Not only is Jacob deGrom one of the best pitchers of the last quarter-century, he’s also one of the most low-maintenance for someone of his considerable talents.
In the last week, however, the Mets’ ace has suddenly created one of the most confounding series of events I’ve ever seen. And there’s no reason — zero — for that series to go any further.
The Mets are out of their minds if they don’t place deGrom, who saw his second straight start cut short by an arm ailment Wednesday night at Citi Field, on the injured list by the first pitch of Thursday’s game against the Cubs.
The club’s third straight win and sixth in seven tries, 6-3 over the Cubs, featured three spectacular innings by deGrom … and only three. After he struck out eight of the nine batters he faced, going one-third the distance to a perfect game, the right-hander departed with soreness in his right shoulder, just five days after he cited flexor tendinitis in his pitching elbow for leaving after six innings and 80 pitches of a 3-2 victory over the Padres. DeGrom will undergo an MRI exam on the shoulder Thursday.
“This is frustrating,” said deGrom, who spent time on the IL earlier this season with right side tightness. “I want to be out there as long as I can be out there.”
Nevertheless, the 32-year-old said a strength test had proven encouraging and added, “I’m pretty confident this is nothing,” with the hope, just as he stated five days prior, that he could make his next start.
Manager Luis Rojas, who hopped aboard the “Everything is fine!” train the night deGrom revealed his flexor tendinitis, again echoed his pitcher’s optimism, saying, “Initially, I’m not on the high side of the level of concern.”
I suppose “high concern” and “low concern” are relative terms, in the eye of the beholder. But most of the time, flexor tendinitis and shoulder soreness individually shut you down for at least a little while. One after the other in consecutive starts, in the wake of the right side issue, sound like a body crying for a breather, deGrom’s remarkable 0.54 ERA notwithstanding.
Asked whether he regretted pitching deGrom five days after the flexor tendinitis disclosure, Rojas said, “I can’t regret this because everyone was on board,” referring to the Mets’ medical and performance experts as well as deGrom himself. He offered his opinion that the side, flexor tendon and shoulder constitute three different injuries, not part of a whole reflecting a systemic breakdown.

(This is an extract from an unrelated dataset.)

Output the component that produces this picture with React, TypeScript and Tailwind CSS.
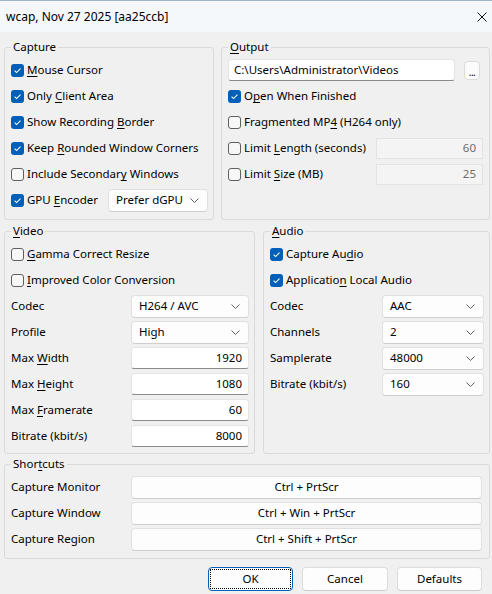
import type { ReactNode } from "react";

const FONT = { fontFamily: '"Segoe UI", "Noto Sans", "Open Sans", sans-serif' };

function Key({ children }: { children: ReactNode }) {
  return <u className="underline underline-offset-[2px] decoration-[1px]">{children}</u>;
}

function Check({ checked, children }: { checked?: boolean; children: ReactNode }) {
  return (
    <div className="flex h-[26px] items-center gap-[3px]">
      {checked ? (
        <span className="flex h-[13px] w-[13px] shrink-0 items-center justify-center rounded-[3px] bg-[#005fb8]">
          <svg width="13" height="13" viewBox="0 0 13 13">
            <path d="M3.6 6.7 L5.6 8.6 L9.5 4.6" fill="none" stroke="#fff" strokeWidth="1.1" />
          </svg>
        </span>
      ) : (
        <span className="h-[13px] w-[13px] shrink-0 rounded-[3px] border border-[#5f5f5f] bg-[#f7f7f7]" />
      )}
      <span className="whitespace-nowrap">{children}</span>
    </div>
  );
}

function Chevron() {
  return (
    <svg width="9" height="5" viewBox="0 0 9 5" className="shrink-0">
      <path d="M0.5 0.5 L4.5 4.5 L8.5 0.5" fill="none" stroke="#606060" strokeWidth="1" />
    </svg>
  );
}

function Select({ value, w }: { value: string; w: string }) {
  return (
    <div
      className={`flex h-[23px] ${w} items-center justify-between rounded-[4px] border border-[#e0e0e0] border-b-[#cfcfcf] bg-[#fdfdfd] pl-[7px] pr-[8px]`}
    >
      <span className="whitespace-nowrap">{value}</span>
      <Chevron />
    </div>
  );
}

function NumInput({ value, w }: { value: string; w: string }) {
  return (
    <div
      className={`flex h-[22px] ${w} items-center justify-end rounded-[3px] border border-[#e4e4e4] border-b-[#8a8a8a] bg-white pr-[6px]`}
    >
      {value}
    </div>
  );
}

function Group({ label, children, className = "" }: { label: ReactNode; children: ReactNode; className?: string }) {
  return (
    <div className={`rounded-[3px] border border-[#dadada] ${className}`}>
      <div className="-mt-[9px] ml-[6px] w-fit bg-[#f0f0f0] px-[2px] leading-[16px]">{label}</div>
      {children}
    </div>
  );
}

function Row({ label, children }: { label: ReactNode; children: ReactNode }) {
  return (
    <div className="flex h-[26px] items-center justify-between">
      <span className="whitespace-nowrap">{label}</span>
      {children}
    </div>
  );
}

function Shortcut({ label, keys }: { label: string; keys: string }) {
  return (
    <div className="flex h-[26px] items-center justify-between">
      <span>{label}</span>
      <div className="flex h-[23px] w-[351px] items-center justify-center rounded-[4px] border border-[#e0e0e0] border-b-[#cdcdcd] bg-[#fdfdfd]">
        {keys}
      </div>
    </div>
  );
}

export default function App() {
  return (
    <div className="h-[594px] w-[492px] overflow-hidden bg-[#f0f0f0] text-[11.5px] text-black" style={FONT}>
      {/* title bar */}
      <div className="flex h-[32px] items-center justify-between border-t border-[#9fb3cb] bg-[#f5f8fb] pl-[6px] pr-[5px]">
        <span className="text-[12px]">wcap, Nov 27 2025 [aa25ccb]</span>
        <svg width="10" height="10" viewBox="0 0 10 10">
          <path d="M0.5 0.5 L9.5 9.5 M9.5 0.5 L0.5 9.5" stroke="#111" strokeWidth="1" />
        </svg>
      </div>

      <div className="pl-[4px] pr-[2px]">
        {/* capture / output */}
        <div className="mt-[15px] grid grid-cols-[210px_1fr] gap-x-[7px]">
          <Group label="Capture">
            <div className="pb-[6px] pl-[6px] pr-[5px] pt-[2px]">
              <Check checked>
                <Key>M</Key>ouse Cursor
              </Check>
              <Check checked>
                Only <Key>C</Key>lient Area
              </Check>
              <Check checked>
                Show Recording <Key>B</Key>order
              </Check>
              <Check checked>
                Keep <Key>R</Key>ounded Window Corners
              </Check>
              <Check>
                Include Secondar<Key>y</Key> Windows
              </Check>
              <div className="flex h-[26px] items-center justify-between">
                <Check checked>
                  GPU <Key>E</Key>ncoder
                </Check>
                <Select value="Prefer dGPU" w="w-[100px]" />
              </div>
            </div>
          </Group>

          <Group
            label={
              <>
                <Key>O</Key>utput
              </>
            }
          >
            <div className="pl-[6px] pr-[6px] pt-[2px]">
              <div className="flex h-[26px] items-center">
                <div className="flex h-[22px] w-[227px] items-center rounded-[3px] border border-[#e4e4e4] border-b-[#8a8a8a] bg-white pl-[5px]">
                  C:\Users\Administrator\Videos
                </div>
                <div className="ml-[9px] flex h-[19px] w-[16px] items-end justify-center rounded-[4px] border border-[#dcdcdc] bg-[#fbfbfb] pb-[3px]">
                  <span className="text-[10px] leading-[8px] tracking-[-0.5px]">...</span>
                </div>
              </div>
              <Check checked>
                O<Key>p</Key>en When Finished
              </Check>
              <Check>
                Fragmented MP<Key>4</Key> (H264 only)
              </Check>
              <div className="flex h-[26px] items-center justify-between">
                <Check>
                  Limit <Key>L</Key>ength (seconds)
                </Check>
                <div className="flex h-[21px] w-[107px] items-center justify-end border border-[#e3e3e3] bg-[#f4f4f4] pr-[6px] text-[#6d6d6d]">
                  60
                </div>
              </div>
              <div className="flex h-[26px] items-center justify-between">
                <Check>
                  Limit <Key>S</Key>ize (MB)
                </Check>
                <div className="flex h-[21px] w-[107px] items-center justify-end border border-[#e3e3e3] bg-[#f4f4f4] pr-[6px] text-[#6d6d6d]">
                  25
                </div>
              </div>
            </div>
          </Group>
        </div>

        {/* video / audio */}
        <div className="mt-[11px] grid grid-cols-[251px_1fr] gap-x-[8px]">
          <Group
            label={
              <>
                <Key>V</Key>ideo
              </>
            }
          >
            <div className="pb-[4px] pl-[6px] pr-[5px] pt-[2px]">
              <Check>
                <Key>G</Key>amma Correct Resize
              </Check>
              <Check>
                <Key>I</Key>mproved Color Conversion
              </Check>
              <Row label="Codec">
                <Select value="H264 / AVC" w="w-[118px]" />
              </Row>
              <Row label="Profile">
                <Select value="High" w="w-[118px]" />
              </Row>
              <Row
                label={
                  <>
                    Max <Key>W</Key>idth
                  </>
                }
              >
                <NumInput value="1920" w="w-[118px]" />
              </Row>
              <Row
                label={
                  <>
                    Max <Key>H</Key>eight
                  </>
                }
              >
                <NumInput value="1080" w="w-[118px]" />
              </Row>
              <Row
                label={
                  <>
                    Max <Key>F</Key>ramerate
                  </>
                }
              >
                <NumInput value="60" w="w-[118px]" />
              </Row>
              <Row label="Bitrate (kbit/s)">
                <NumInput value="8000" w="w-[118px]" />
              </Row>
            </div>
          </Group>

          <Group
            label={
              <>
                <Key>A</Key>udio
              </>
            }
          >
            <div className="pl-[6px] pr-[5px] pt-[2px]">
              <Check checked>
                Capture Au<Key>d</Key>io
              </Check>
              <Check checked>
                Applicatio<Key>n</Key> Local Audio
              </Check>
              <Row label="Codec">
                <Select value="AAC" w="w-[102px]" />
              </Row>
              <Row label="Channels">
                <Select value="2" w="w-[102px]" />
              </Row>
              <Row label="Samplerate">
                <Select value="48000" w="w-[102px]" />
              </Row>
              <Row label="Bitrate (kbit/s)">
                <Select value="160" w="w-[102px]" />
              </Row>
            </div>
          </Group>
        </div>

        {/* shortcuts */}
        <Group
          className="mt-[10px]"
          label={
            <>
              Shor<Key>t</Key>cuts
            </>
          }
        >
          <div className="pb-[6px] pl-[6px] pr-[7px] pt-[2px]">
            <Shortcut label="Capture Monitor" keys="Ctrl + PrtScr" />
            <Shortcut label="Capture Window" keys="Ctrl + Win + PrtScr" />
            <Shortcut label="Capture Region" keys="Ctrl + Shift + PrtScr" />
          </div>
        </Group>
      </div>

      {/* dialog buttons */}
      <div className="mt-[8px] flex justify-end gap-[9px] pr-[10px]">
        <div className="flex h-[24px] w-[85px] rounded-[4px] border border-[#005fb8] bg-[#fdfdfd] p-[1px]">
          <div className="flex flex-1 items-center justify-center border border-dotted border-black">OK</div>
        </div>
        <div className="flex h-[24px] w-[86px] items-center justify-center rounded-[4px] border border-[#dcdcdc] border-b-[#cbcbcb] bg-[#fdfdfd]">
          Cancel
        </div>
        <div className="flex h-[24px] w-[85px] items-center justify-center rounded-[4px] border border-[#dcdcdc] border-b-[#cbcbcb] bg-[#fdfdfd]">
          Defaults
        </div>
      </div>
    </div>
  );
}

Look, we on the outside can’t match the Mets for proprietary information about deGrom’s body, and the closest I came to getting a medical degree was when I went to a great breakfast place located around the corner from my college’s hospital. Yet it sure seems like some common sense can be applied here: Couldn’t deGrom, who is setting records with his velocity (not his spin rate), benefit from a breather? Couldn’t the Mets, enjoying a comfortable National League East lead, survive a stint without deGrom in the hopes that he’ll be ready for the most important juncture of the season?
“It’s just a bunch of ‘I don’t knows’ right now,” Rojas said, pointing to Thursday’s MRI. The Mets should know already, even before deGrom enters the tube, that their most valuable player will not be around for at least a little while.
“We’ve got to be smart again,” deGrom said, explaining that he lifted himself when the shoulder felt no better from the start of the third inning to its conclusion. One could argue the Mets need to be smarter on the deGrom front, to play a longer game. To no longer confound observers with unnecessary aggressiveness, in order to be more low-maintenance for their ever-passionate fan base.